A sa manière, en infiltrant les coulisses imaginaires d’un club de strip-tease sur le déclin, Ferrara interroge en effet le rapport difficile qui s’instaure avec le public dans un monde où la mise en scène de soi est un détour obligé pour être estimé. The show must go on : telle pourrait être la devise figurant à la porte du Paradise, sorte d’Apollonide moderne où le goût du kitsch et de l’exubérance a remplacé le décadentisme baudelairien. Car ici tout le monde joue : les filles, bien sûr, créatures de pacotille hantées par le rêve d’une possible carrière dans le monde du spectacle, réduites à des poses parfois cyniques - les numéros de la provocatrice Monroe / Asia Argento par exemple - et cherchant désespérément impresarios et producteurs ; mais aussi et surtout les personnages tenant les ficelles : la propriétaire des lieux, riche bourgeoise haute en couleur (Sylvia Miles, icône de Morrissey), Johnie Ruby (excellent Matthew Modine), frangin du patron et coiffeur richissime promenant sa gueule d’ange dans les coulisses labyrinthiques du club, et bien sûr Ray en personne (bouleversant Willem Dafoe), qui livre d’un bout à l’autre une véritable performance en solitaire pour sauver le Paradise menacé par la faillite et empêcher que ses propres rêves ne s’effritent.
- © The Jokers / Capricci Films
Tout le monde joue et tout le monde s’y perd. A commencer par le spectateur d’abord dérouté par une intrigue-prétexte (perte d’un billet de loterie) offrant surtout l’occasion de découvrir chacun des personnages, au point que la veine caustique de Ferrara s’apparente ici à une étude de mœurs permettant d’épingler - certes avec une ironie bienveillante - le petit monde du spectacle sous toutes ses coutures, depuis les ambitieux qui le composent jusqu’à ses rêveurs malheureux. Mais l’humour, ici, n’empêche en rien d’accéder à leur sensibilité, refusant la voie du second degré pour interroger la part d’humanité qui se mêle à cette représentation idéale d’eux-mêmes. Témoin le soliloque de Ray qui confesse avec autant d’arrogance que de désespoir sa dépendance au jeu, à la représentation, son besoin d’exister aux yeux des autres ; métaphore du comédien aux prises avec l’image idéale qu’il s’est construite et soudain rattrapé, puis dépassé par les exigences sociales avec lesquelles notre monde compose.

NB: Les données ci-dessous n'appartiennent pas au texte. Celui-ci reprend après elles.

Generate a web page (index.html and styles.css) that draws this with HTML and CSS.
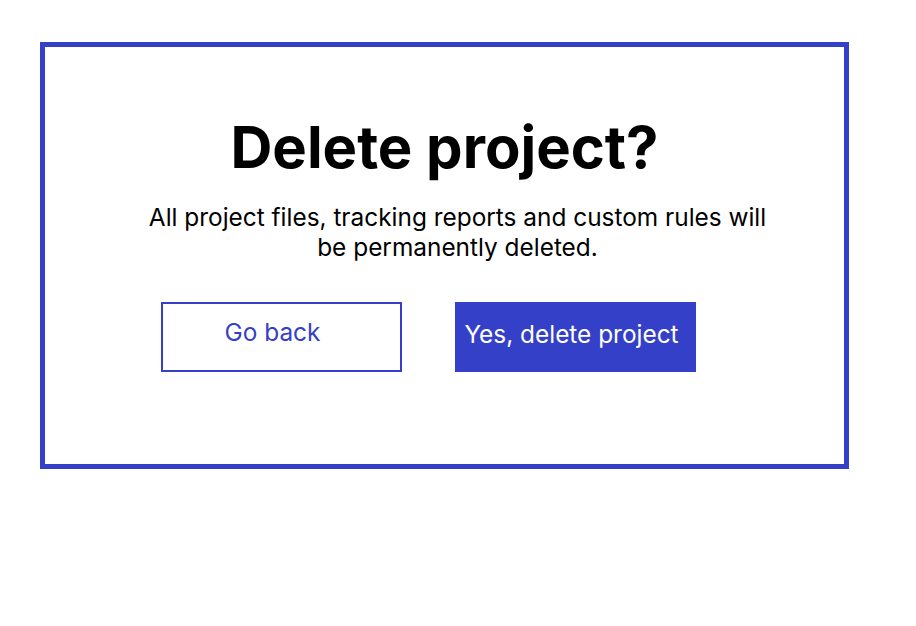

- © The Jokers / Capricci Films
En cela Go Go Tales est un film terriblement réaliste, où la réalité déborde la fiction de toutes parts pour lui imposer ses impératifs financiers les plus stricts - puisqu’il s’agit pour Ray de verser à ses employées leur salaire tout en réglant le loyer du club. Les échappées sont rares, à l’exception de quelques numéros fredonnés dans une ambiance sirupeuse - bel hommage rendu par Ray à ses « filles », et par Ferrara à ses comédiennes. Si le Paradis existe, c’est à grand renfort de crédits, de mensonges, de promesses illusoires, de croche-pattes faits entre acteurs. Mais dans ce brouhaha et cette impression constante d’improvisation se joue aussi la possibilité d’un miracle, qui interviendra à la toute fin du film sous la forme d’un Deus ex machina quasi grotesque, planqué dans un vieux costume ressorti sous le coup de l’inspiration : et le film de recommencer, nouvelle fiction s’engendrant d’elle-même, bouleversante révélation pour le spectateur qui, pris d’une peur panique, avait presque perdu toute foi dans le mensonge.